Biden's First Week Included Dismantling Some of Trump's Immigration Agenda

Shock and awe.

As Donald Trump's administration assumed power, he and his team made announcements on immigration during his first week that were not just a departure from American convention but also sent a message of what the next four years would include.

His so-called Muslim ban, which he said constituted extreme vetting of "terrorist" threats, led to "chaos and anger" at airports and was called "harmful and hasty" by The International Rescue Committee and a "euphemism for discriminating against Muslims" by The American Civil Liberties Union (ACLU).

He also signed executive orders calling for the building of a wall along the Southern border and new enforcement priorities that deemed every undocumented immigrant in the country as deportable, a stark departure from the stance of his predecessor Barack Obama.

That was the plan.

Since the moment Trump rode down the escalator at Trump Tower announcing his bid for the presidency in 2015, he set his sights on illegal immigration, but the orders restricting travel from Muslim-majority countries also began the process of lessening legal immigration by directing agencies to develop and implement new immigration screening procedures. Legal immigration would also become a Trump administration target as the first week of actions suggested.

"We all focus on the chaos of the Muslim ban and a lot of the rhetoric but those first couple orders around interior enforcement laid out a map that the Trump administration executed over those four years," said Ali Noorani, the executive director of the National Immigration Forum, whose group has worked on bipartisan immigration legislation in the past bringing together faith, law enforcement, and business leaders.

President Joe Biden's first week on immigration has been a far different story.

Gone was the travel ban from Muslim-majority countries, wall construction was stopped, and Obama's DACA program, long a target of Trump's, was strengthened. But beyond rewinding Trump's executive orders, Biden also declared a moratorium on deportations for immigrants who were in the country in November and announced comprehensive immigration reform legislation that faces an uphill battle in the Senate.

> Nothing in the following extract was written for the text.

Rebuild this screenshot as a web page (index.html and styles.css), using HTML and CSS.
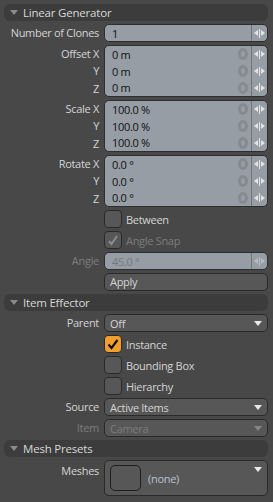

Biden's immigration strategy was laid out during his campaign, its first pillar laid by undoing many of Trump's policies, including a cornerstone of the former president's campaign — a wall along the U.S.-Mexico border. From there, Biden promised to move forward on protecting DACA and creating a pathway to citizenship.

Moe Vela, a former senior adviser to Biden when he served as vice president, told Newsweek he doesn't like to talk about private conversations he had with Biden but recalled the many times Biden remarked on the commonality between the Irish immigrant story and the Latino immigrant story. Biden's actions out of the gate on immigration, Vela said, underscore the way he sees immigrants as part of the fabric of the nation.

"Comparing those two one-week time periods and those presidents and their actions, it's exclusion vs. inclusion, lack of empathy vs. empathy, hate vs. love, disrespect vs. respect, it's that simple," Vela said.

But Bryan Lanza, a former Trump campaign and transition official in 2016, said Trump's actions were necessary to shake the country loose from its traditional positions.

"The first couple weeks of Trump sent the message that it's not business as usual and that he would prioritize American workers over cheap foreign workers," Lanza said, before talking about how Trump together with his nationalist advisers like Steve Bannon and Stephen Miller wanted to set a new course that would upend the status quo. "It was important for Bannon to provide that shock to counter the illegal immigration that was taking place over a number of years."

Lanza argued that both men actually took a "shock and awe" approach because Biden ran on stabilizing DACA but didn't talk about a pathway to citizenship every day. "He's not going to be able to do amnesty for everyone he wants, he didn't prepare for how difficult this fight was going to be."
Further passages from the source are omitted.